_Requirements_. Across the listing below, how many lines hold "TypeScript"? Reply with the number by itself.

_Data_.
_ _ _ _ _

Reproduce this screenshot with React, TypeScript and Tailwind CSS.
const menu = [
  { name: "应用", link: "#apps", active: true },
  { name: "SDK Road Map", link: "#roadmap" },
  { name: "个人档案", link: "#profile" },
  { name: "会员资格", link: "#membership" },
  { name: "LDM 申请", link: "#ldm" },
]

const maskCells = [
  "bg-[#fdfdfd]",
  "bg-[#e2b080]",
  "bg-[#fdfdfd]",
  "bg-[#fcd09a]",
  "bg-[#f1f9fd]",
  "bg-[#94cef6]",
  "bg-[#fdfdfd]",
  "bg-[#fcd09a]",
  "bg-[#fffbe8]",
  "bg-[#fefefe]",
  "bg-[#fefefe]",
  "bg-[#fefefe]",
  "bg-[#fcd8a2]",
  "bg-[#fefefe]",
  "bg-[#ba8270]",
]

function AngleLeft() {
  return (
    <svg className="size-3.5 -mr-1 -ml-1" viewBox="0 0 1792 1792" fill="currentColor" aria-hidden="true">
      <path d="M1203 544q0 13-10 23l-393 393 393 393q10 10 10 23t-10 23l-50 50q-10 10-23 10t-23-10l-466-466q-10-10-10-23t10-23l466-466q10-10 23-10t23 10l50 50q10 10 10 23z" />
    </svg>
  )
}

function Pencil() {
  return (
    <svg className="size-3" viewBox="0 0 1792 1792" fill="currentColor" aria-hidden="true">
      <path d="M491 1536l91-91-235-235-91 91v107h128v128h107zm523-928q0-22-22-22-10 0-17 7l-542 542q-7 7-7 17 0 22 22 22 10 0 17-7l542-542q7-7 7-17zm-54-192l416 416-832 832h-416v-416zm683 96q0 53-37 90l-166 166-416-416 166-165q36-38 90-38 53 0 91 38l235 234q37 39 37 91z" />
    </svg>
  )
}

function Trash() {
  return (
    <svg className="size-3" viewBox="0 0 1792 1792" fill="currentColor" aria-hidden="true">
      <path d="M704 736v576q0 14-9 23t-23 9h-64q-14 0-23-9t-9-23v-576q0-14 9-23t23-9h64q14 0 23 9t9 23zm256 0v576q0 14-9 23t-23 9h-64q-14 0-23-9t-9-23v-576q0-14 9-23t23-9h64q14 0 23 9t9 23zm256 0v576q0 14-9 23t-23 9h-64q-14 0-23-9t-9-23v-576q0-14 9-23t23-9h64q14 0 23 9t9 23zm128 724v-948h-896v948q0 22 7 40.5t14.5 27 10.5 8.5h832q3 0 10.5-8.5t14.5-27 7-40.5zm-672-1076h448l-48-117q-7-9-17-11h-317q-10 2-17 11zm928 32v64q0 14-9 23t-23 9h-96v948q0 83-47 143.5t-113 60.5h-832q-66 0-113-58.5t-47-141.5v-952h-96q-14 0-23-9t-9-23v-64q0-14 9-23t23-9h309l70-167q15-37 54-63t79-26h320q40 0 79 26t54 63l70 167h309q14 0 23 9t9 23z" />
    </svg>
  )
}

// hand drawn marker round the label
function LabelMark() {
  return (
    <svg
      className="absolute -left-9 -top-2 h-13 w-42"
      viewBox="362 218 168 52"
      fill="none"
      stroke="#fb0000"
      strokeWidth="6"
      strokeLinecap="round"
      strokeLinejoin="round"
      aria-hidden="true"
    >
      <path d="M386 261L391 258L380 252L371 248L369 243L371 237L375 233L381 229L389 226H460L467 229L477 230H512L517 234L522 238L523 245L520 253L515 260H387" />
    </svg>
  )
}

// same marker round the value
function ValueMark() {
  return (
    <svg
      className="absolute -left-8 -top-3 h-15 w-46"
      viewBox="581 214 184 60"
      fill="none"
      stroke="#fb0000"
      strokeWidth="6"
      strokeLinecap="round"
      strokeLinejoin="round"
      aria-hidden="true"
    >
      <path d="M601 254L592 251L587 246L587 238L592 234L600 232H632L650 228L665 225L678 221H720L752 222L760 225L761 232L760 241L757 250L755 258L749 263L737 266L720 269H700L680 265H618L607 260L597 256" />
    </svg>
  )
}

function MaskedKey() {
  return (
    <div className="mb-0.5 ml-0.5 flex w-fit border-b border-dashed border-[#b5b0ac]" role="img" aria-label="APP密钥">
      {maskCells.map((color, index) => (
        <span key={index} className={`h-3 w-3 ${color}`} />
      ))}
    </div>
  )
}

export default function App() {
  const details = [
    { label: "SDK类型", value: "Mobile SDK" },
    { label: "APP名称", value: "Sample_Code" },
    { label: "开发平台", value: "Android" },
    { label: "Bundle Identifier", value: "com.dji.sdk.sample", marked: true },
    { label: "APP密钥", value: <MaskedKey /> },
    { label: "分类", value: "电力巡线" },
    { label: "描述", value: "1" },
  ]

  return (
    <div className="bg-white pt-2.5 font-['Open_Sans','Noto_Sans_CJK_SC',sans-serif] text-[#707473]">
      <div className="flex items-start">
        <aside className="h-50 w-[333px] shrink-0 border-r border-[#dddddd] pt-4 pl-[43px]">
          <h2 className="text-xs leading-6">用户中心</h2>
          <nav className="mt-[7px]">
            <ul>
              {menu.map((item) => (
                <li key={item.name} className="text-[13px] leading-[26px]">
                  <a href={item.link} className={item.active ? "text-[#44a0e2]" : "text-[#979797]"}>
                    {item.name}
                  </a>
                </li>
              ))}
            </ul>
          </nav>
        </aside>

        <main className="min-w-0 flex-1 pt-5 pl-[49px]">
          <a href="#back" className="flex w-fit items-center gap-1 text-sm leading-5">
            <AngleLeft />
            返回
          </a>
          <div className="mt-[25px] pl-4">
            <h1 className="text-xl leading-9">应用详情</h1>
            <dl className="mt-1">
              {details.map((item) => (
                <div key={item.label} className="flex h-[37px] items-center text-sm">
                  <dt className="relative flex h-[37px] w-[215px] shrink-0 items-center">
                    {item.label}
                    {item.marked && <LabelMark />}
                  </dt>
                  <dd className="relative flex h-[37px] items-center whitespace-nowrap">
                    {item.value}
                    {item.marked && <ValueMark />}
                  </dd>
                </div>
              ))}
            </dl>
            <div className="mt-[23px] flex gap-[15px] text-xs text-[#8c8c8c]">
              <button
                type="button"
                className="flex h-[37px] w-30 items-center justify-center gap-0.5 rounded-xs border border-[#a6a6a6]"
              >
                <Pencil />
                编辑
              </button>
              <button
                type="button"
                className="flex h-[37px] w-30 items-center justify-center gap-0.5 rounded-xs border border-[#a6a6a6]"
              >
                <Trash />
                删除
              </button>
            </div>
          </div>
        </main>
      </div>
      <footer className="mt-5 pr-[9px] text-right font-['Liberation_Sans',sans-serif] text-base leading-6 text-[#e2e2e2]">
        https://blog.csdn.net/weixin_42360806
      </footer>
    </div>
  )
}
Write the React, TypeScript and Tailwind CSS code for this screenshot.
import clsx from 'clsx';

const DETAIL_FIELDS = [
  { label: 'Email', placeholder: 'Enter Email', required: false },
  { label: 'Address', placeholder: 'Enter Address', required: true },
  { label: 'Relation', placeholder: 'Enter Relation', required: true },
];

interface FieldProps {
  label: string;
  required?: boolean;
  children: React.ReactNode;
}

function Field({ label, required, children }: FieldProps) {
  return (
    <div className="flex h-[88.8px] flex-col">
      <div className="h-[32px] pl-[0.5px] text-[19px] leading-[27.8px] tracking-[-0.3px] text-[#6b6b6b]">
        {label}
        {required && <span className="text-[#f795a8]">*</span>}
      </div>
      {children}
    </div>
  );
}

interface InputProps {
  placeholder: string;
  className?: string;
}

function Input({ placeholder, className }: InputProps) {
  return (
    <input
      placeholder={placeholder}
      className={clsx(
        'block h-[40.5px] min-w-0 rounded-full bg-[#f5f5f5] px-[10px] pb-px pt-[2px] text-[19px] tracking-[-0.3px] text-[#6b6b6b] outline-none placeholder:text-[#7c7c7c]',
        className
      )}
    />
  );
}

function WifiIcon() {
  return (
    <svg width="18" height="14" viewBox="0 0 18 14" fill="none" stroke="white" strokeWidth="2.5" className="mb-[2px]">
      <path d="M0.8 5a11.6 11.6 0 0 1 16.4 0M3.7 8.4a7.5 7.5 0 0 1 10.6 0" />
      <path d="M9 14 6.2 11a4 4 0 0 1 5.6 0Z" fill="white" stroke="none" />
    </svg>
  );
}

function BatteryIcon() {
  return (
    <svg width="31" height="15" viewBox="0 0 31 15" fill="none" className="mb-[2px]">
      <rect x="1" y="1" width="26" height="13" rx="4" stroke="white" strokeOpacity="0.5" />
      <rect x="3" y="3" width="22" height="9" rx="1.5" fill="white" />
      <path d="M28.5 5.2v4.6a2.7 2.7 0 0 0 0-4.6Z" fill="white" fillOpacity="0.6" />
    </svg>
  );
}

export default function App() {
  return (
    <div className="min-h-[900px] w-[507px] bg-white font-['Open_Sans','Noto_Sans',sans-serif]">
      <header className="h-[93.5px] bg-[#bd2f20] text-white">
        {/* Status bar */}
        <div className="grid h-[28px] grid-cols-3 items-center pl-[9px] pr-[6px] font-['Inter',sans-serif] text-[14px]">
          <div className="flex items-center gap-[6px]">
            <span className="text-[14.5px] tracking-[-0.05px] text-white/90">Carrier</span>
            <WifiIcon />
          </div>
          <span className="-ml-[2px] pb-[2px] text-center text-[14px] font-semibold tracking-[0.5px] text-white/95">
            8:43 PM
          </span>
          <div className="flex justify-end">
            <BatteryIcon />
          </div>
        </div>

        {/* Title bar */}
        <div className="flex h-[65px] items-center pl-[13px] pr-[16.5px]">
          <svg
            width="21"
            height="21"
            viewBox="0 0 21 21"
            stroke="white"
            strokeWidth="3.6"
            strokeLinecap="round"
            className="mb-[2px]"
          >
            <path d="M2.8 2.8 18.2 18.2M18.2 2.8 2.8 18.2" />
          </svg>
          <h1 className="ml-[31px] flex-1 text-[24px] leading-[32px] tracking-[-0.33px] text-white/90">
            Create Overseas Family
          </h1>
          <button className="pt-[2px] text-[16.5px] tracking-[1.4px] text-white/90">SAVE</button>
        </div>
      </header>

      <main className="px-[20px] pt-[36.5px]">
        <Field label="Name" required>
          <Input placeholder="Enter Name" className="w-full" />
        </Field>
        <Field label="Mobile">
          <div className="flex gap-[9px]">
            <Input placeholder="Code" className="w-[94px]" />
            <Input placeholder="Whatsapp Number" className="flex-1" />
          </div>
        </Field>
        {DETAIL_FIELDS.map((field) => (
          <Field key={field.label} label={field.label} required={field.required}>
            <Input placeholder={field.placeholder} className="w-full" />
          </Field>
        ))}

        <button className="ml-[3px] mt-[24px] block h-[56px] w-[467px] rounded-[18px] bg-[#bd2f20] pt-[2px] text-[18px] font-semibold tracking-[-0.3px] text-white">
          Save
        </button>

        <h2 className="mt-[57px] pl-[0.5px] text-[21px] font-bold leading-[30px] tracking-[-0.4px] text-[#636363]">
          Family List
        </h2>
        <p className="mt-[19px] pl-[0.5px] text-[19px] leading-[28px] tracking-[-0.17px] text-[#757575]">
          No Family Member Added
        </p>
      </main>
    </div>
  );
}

_ _ _ _ _

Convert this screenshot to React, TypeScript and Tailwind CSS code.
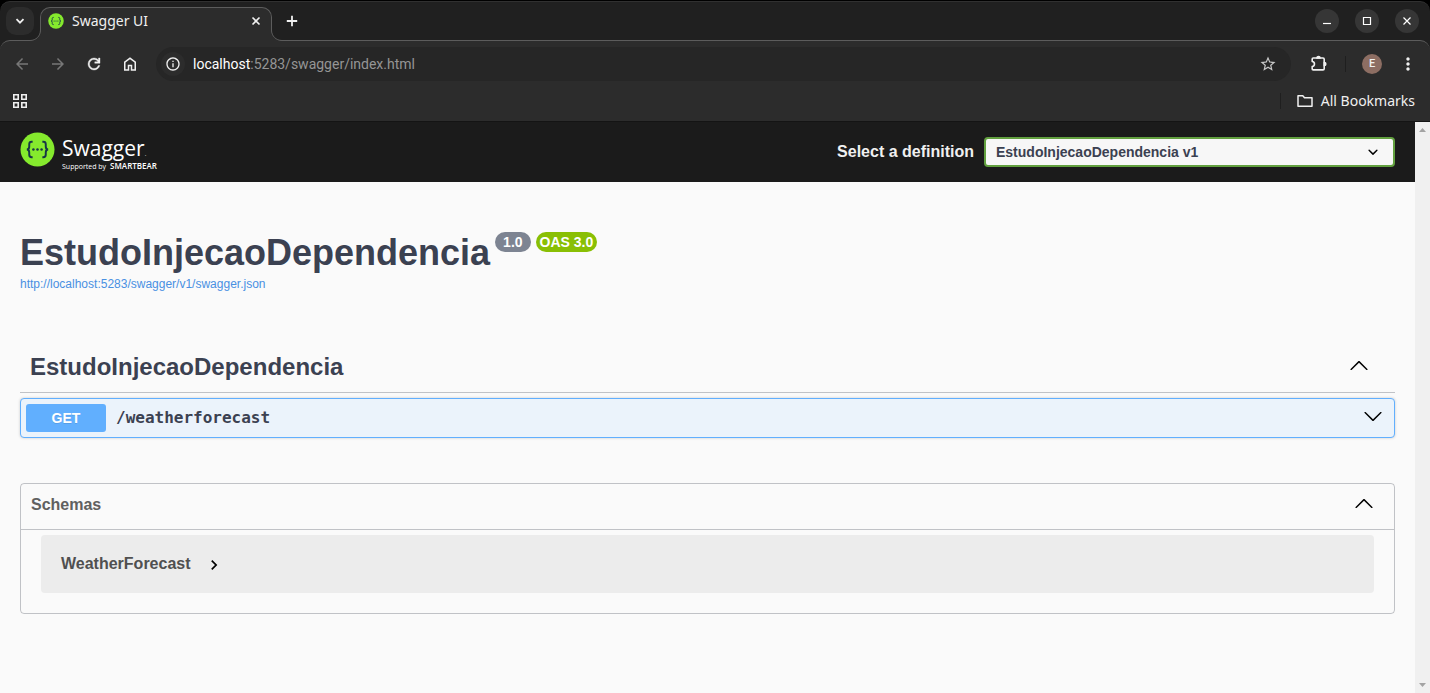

_ _ _ _ _

_Solution_. 3